◆ Material supplied:
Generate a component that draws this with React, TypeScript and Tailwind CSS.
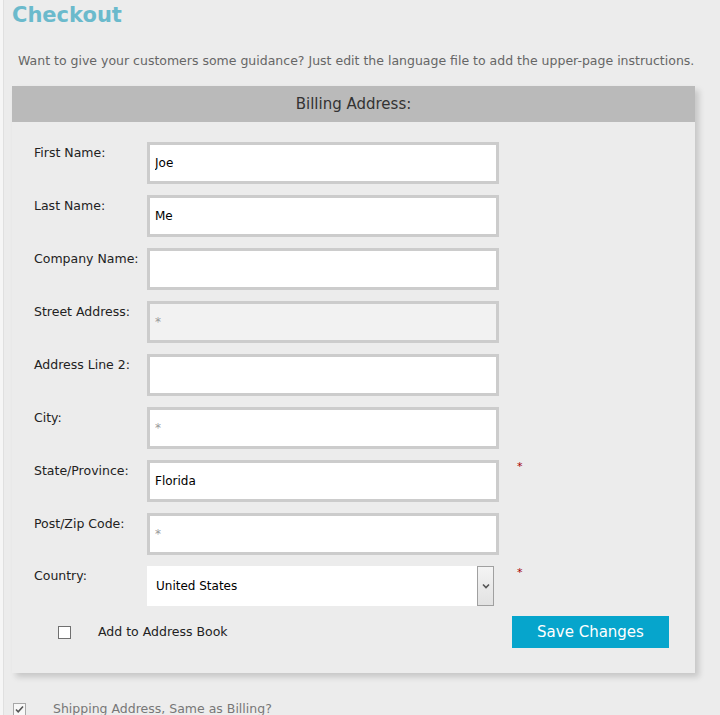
import { useState } from 'react'

const fields = [
  { label: 'First Name:', value: 'Joe' },
  { label: 'Last Name:', value: 'Me' },
  { label: 'Company Name:', value: '' },
  { label: 'Street Address:', value: '', placeholder: '*', muted: true },
  { label: 'Address Line 2:', value: '' },
  { label: 'City:', value: '', placeholder: '*' },
  { label: 'State/Province:', value: 'Florida', required: true },
  { label: 'Post/Zip Code:', value: '', placeholder: '*' },
]

const font = { fontFamily: '"DejaVu Sans", Verdana, sans-serif' }

function Required() {
  return <span className="ml-[18px] mt-[1px] text-[11px] leading-none text-[#a40000]">*</span>
}

export default function App() {
  const [values, setValues] = useState(fields.map((f) => f.value))
  const [addBook, setAddBook] = useState(false)
  const [same, setSame] = useState(true)

  return (
    <div className="min-h-[715px] bg-[#f6f6f6] pl-[3px]" style={font}>
      <div className="min-h-[715px] border-l border-[#e0e0e0] bg-[#ececec] pl-[8px] pr-[16px]">
        <h1 className="pt-[2px] text-[21px] font-bold leading-[26px] text-[#6bbacc]">Checkout</h1>
        <p className="mt-[25px] whitespace-nowrap pl-[6px] text-[12.5px] leading-[16px] text-[#666666]">
          Want to give your customers some guidance? Just edit the language file to add the upper-page instructions.
        </p>

        <section className="mt-[17px] w-[683px] bg-[#ececec] shadow-[4px_4px_6px_rgba(0,0,0,0.16)]">
          <h2 className="flex h-[36px] items-center justify-center bg-[#bababa] text-[15px] text-[#333333]">
            Billing Address:
          </h2>

          <div className="flex flex-col gap-[11px] pl-[22px] pt-[20px]">
            {fields.map((f, i) => (
              <div key={f.label} className="flex items-start">
                <label className="w-[113px] pt-[3px] text-[12.5px] leading-[16px] text-[#222222]">{f.label}</label>
                <input
                  value={values[i]}
                  placeholder={f.placeholder}
                  onChange={(e) => setValues((v) => v.map((x, j) => (j === i ? e.target.value : x)))}
                  className={`h-[42px] w-[352px] border-[3px] border-[#cccccc] px-[5px] text-[12px] text-black outline-none placeholder:text-[#999999] ${
                    f.muted ? 'bg-[#f2f2f2]' : 'bg-white'
                  }`}
                  style={font}
                />
                {f.required ? <Required /> : null}
              </div>
            ))}

            <div className="flex items-start">
              <label className="w-[113px] pt-[2px] text-[12.5px] leading-[16px] text-[#222222]">Country:</label>
              <div className="flex h-[40px] w-[347px] items-center bg-white pl-[9px] text-[12px] text-black">
                <span className="flex-1">United States</span>
                <span className="flex h-[40px] w-[17px] items-center justify-center border border-[#a0a0a0] bg-gradient-to-b from-[#f4f4f4] to-[#e2e2e2]">
                  <svg width="8" height="6" viewBox="0 0 8 6" fill="none">
                    <path d="M1 1.5l3 3 3-3" stroke="#555" strokeWidth="1.6" />
                  </svg>
                </span>
              </div>
              <span className="ml-[23px] mt-[1px] text-[11px] leading-none text-[#a40000]">*</span>
            </div>
          </div>

          <div className="mt-[10px] flex items-center pb-[25px]">
            <button
              type="button"
              onClick={() => setAddBook((v) => !v)}
              className="ml-[46px] flex h-[13px] w-[13px] items-center justify-center border border-[#707070] bg-white"
            >
              {addBook ? (
                <svg width="9" height="9" viewBox="0 0 9 9" fill="none">
                  <path d="M1 4.5l2.2 2.3L8 1.5" stroke="#333" strokeWidth="1.6" />
                </svg>
              ) : null}
            </button>
            <span className="ml-[27px] text-[12.5px] text-[#222222]">Add to Address Book</span>
            <button
              type="button"
              className="ml-auto mr-[26px] h-[32px] w-[157px] bg-[#06a5cc] text-[15px] text-white"
              style={font}
            >
              Save Changes
            </button>
          </div>
        </section>

        <div className="mt-[27px] flex items-center">
          <button
            type="button"
            onClick={() => setSame((v) => !v)}
            className="ml-[1px] flex h-[13px] w-[13px] items-center justify-center border border-[#a8a8a8] bg-[#f8f8f8]"
          >
            {same ? (
              <svg width="9" height="9" viewBox="0 0 9 9" fill="none">
                <path d="M1 4.5l2.2 2.3L8 1.5" stroke="#555" strokeWidth="1.6" />
              </svg>
            ) : null}
          </button>
          <span className="ml-[27px] text-[12.5px] text-[#777777]">Shipping Address, Same as Billing?</span>
        </div>
      </div>
    </div>
  )
}
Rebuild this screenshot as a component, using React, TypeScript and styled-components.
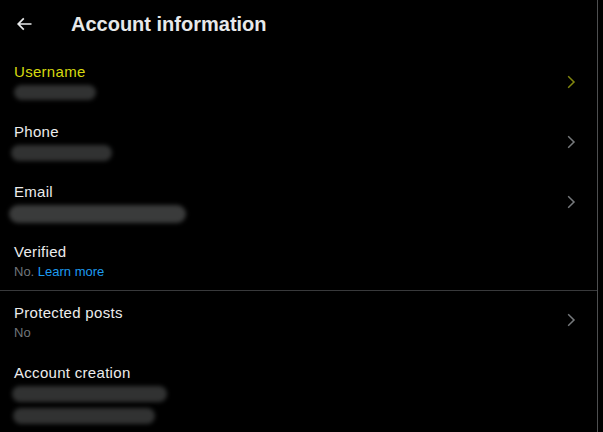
import React from "react";
import styled, { createGlobalStyle } from "styled-components";

const Global = createGlobalStyle`
  html, body { margin: 0; padding: 0; background: #000; }
  body { font-family: "Liberation Sans", Arial, sans-serif; -webkit-font-smoothing: antialiased; }
  * { box-sizing: border-box; }
`;

const Page = styled.div`
  width: 598px;
  height: 432px;
  background: #000;
  border-right: 1px solid #4e4f50;
  overflow: hidden;
`;

const Header = styled.div`
  height: 53px;
  display: flex;
  align-items: center;
  padding-left: 14px;
`;

const BackButton = styled.div`
  width: 20px;
  height: 20px;
  margin-top: -5px;
  display: flex;
  color: #e7e9ea;
`;

const Title = styled.h2`
  margin: 0 0 0 37px;
  font-size: 20px;
  font-weight: 700;
  line-height: 24px;
  color: #e7e9ea;
  margin-top: -6px;
`;

const Row = styled.div<{ $pt?: number; $h: number }>`
  height: ${(p) => p.$h}px;
  display: flex;
  align-items: flex-start;
  padding: ${(p) => p.$pt ?? 9}px 17px 0 14px;
  position: relative;
`;

const Content = styled.div`
  flex: 1;
  display: flex;
  flex-direction: column;
`;

const Label = styled.div<{ $accent?: boolean }>`
  font-size: 15px;
  line-height: 20px;
  letter-spacing: 0.3px;
  color: ${(p) => (p.$accent ? "#d6d90f" : "#ececec")};
`;

const Secondary = styled.div`
  font-size: 13px;
  line-height: 20px;
  color: #71767b;
`;

const Link = styled.span`
  color: #1d9bf0;
`;

const Blur = styled.div<{ $w: number; $dx: number; $h?: number; $mt?: number; $tone?: string }>`
  width: ${(p) => p.$w}px;
  height: ${(p) => p.$h ?? 15}px;
  margin-left: ${(p) => p.$dx}px;
  margin-top: ${(p) => p.$mt ?? 3}px;
  border-radius: 9px;
  background: ${(p) => p.$tone ?? "#313232"};
  filter: blur(2.2px);
`;

const ChevronWrap = styled.div<{ $color: string }>`
  position: absolute;
  right: 17px;
  top: 50%;
  width: 18px;
  height: 18px;
  margin-top: -10px;
  color: ${(p) => p.$color};
  display: flex;
`;

const Divider = styled.div`
  height: 1px;
  background: #38393b;
`;

const Chevron = ({ color }: { color: string }) => (
  <ChevronWrap $color={color}>
    <svg viewBox="0 0 24 24" width="18" height="18" fill="currentColor">
      <path d="M14.586 12L7.543 4.96l1.414-1.42L17.414 12l-8.457 8.46-1.414-1.42L14.586 12z" />
    </svg>
  </ChevronWrap>
);

export default function App() {
  return (
    <>
      <Global />
      <Page>
        <Header>
          <BackButton>
            <svg viewBox="0 0 24 24" width="20" height="20" fill="currentColor">
              <path d="M7.414 13l5.043 5.04-1.414 1.42L3.586 12l7.457-7.46 1.414 1.42L7.414 11H21v2H7.414z" />
            </svg>
          </BackButton>
          <Title>Account information</Title>
        </Header>

        <Row $h={60}>
          <Content>
            <Label $accent>Username</Label>
            <Blur $w={82} $dx={0} />
          </Content>
          <Chevron color="#82870e" />
        </Row>

        <Row $h={60}>
          <Content>
            <Label>Phone</Label>
            <Blur $w={101} $dx={-3} $h={16} />
          </Content>
          <Chevron color="#76797c" />
        </Row>

        <Row $h={60}>
          <Content>
            <Label>Email</Label>
            <Blur $w={177} $dx={-5} $h={18} $tone="#3a3b3b" />
          </Content>
          <Chevron color="#76797c" />
        </Row>

        <Row $h={57}>
          <Content>
            <Label>Verified</Label>
            <Secondary>
              No. <Link>Learn more</Link>
            </Secondary>
          </Content>
        </Row>

        <Divider />

        <Row $h={60} $pt={12}>
          <Content>
            <Label>Protected posts</Label>
            <Secondary>No</Secondary>
          </Content>
          <Chevron color="#76797c" />
        </Row>

        <Row $h={80} $pt={12}>
          <Content>
            <Label>Account creation</Label>
            <Blur $w={155} $dx={-2} $h={16} $mt={3} />
            <Blur $w={142} $dx={-1} $h={16} $mt={6} />
          </Content>
        </Row>
      </Page>
    </>
  );
}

◆ To do:
Each line that holds the word "this" should be extracted from the records.

◆ Answer below:
Generate a component that draws this with React, TypeScript and Tailwind CSS.
Rebuild this screenshot as a component, using React, TypeScript and styled-components.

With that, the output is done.